# Aim:
Return the listing below verbatim. Pictures do not belong in the copy.

# Data lines:

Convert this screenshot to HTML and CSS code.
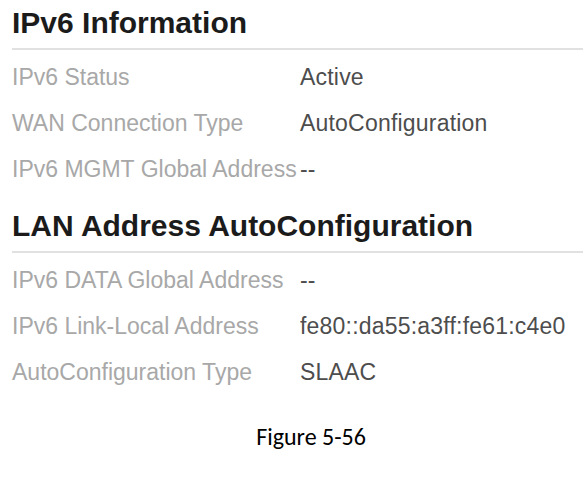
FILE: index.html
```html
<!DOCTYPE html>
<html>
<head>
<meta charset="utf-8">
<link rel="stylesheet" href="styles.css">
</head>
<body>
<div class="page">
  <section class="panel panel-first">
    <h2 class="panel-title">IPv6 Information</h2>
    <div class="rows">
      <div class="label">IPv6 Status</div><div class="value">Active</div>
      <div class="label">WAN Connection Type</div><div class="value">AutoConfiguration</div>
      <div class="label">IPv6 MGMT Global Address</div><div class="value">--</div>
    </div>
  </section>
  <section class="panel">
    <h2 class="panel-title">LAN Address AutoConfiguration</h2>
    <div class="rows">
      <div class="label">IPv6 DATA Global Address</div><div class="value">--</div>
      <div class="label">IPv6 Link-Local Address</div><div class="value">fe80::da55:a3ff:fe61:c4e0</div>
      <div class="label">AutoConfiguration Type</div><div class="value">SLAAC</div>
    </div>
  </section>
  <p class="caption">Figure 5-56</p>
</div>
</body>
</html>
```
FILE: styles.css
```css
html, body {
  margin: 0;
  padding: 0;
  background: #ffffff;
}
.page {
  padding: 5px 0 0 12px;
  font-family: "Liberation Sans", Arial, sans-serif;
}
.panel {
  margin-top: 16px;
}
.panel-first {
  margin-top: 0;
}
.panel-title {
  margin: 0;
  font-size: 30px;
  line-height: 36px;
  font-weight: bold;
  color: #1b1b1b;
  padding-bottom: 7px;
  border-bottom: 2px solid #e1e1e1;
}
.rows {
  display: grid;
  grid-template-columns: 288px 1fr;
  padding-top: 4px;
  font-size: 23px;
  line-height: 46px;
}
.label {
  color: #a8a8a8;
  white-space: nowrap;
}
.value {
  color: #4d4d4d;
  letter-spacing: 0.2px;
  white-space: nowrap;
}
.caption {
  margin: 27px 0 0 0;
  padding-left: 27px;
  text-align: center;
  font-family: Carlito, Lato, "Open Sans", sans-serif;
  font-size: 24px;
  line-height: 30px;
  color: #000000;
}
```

# Exercise result:
Convert this screenshot to HTML and CSS code.
FILE: index.html
```html
<!DOCTYPE html>
<html>
<head>
<meta charset="utf-8">
<link rel="stylesheet" href="styles.css">
</head>
<body>
<div class="page">
  <section class="panel panel-first">
    <h2 class="panel-title">IPv6 Information</h2>
    <div class="rows">
      <div class="label">IPv6 Status</div><div class="value">Active</div>
      <div class="label">WAN Connection Type</div><div class="value">AutoConfiguration</div>
      <div class="label">IPv6 MGMT Global Address</div><div class="value">--</div>
    </div>
  </section>
  <section class="panel">
    <h2 class="panel-title">LAN Address AutoConfiguration</h2>
    <div class="rows">
      <div class="label">IPv6 DATA Global Address</div><div class="value">--</div>
      <div class="label">IPv6 Link-Local Address</div><div class="value">fe80::da55:a3ff:fe61:c4e0</div>
      <div class="label">AutoConfiguration Type</div><div class="value">SLAAC</div>
    </div>
  </section>
  <p class="caption">Figure 5-56</p>
</div>
</body>
</html>
```
FILE: styles.css
```css
html, body {
  margin: 0;
  padding: 0;
  background: #ffffff;
}
.page {
  padding: 5px 0 0 12px;
  font-family: "Liberation Sans", Arial, sans-serif;
}
.panel {
  margin-top: 16px;
}
.panel-first {
  margin-top: 0;
}
.panel-title {
  margin: 0;
  font-size: 30px;
  line-height: 36px;
  font-weight: bold;
  color: #1b1b1b;
  padding-bottom: 7px;
  border-bottom: 2px solid #e1e1e1;
}
.rows {
  display: grid;
  grid-template-columns: 288px 1fr;
  padding-top: 4px;
  font-size: 23px;
  line-height: 46px;
}
.label {
  color: #a8a8a8;
  white-space: nowrap;
}
.value {
  color: #4d4d4d;
  letter-spacing: 0.2px;
  white-space: nowrap;
}
.caption {
  margin: 27px 0 0 0;
  padding-left: 27px;
  text-align: center;
  font-family: Carlito, Lato, "Open Sans", sans-serif;
  font-size: 24px;
  line-height: 30px;
  color: #000000;
}
```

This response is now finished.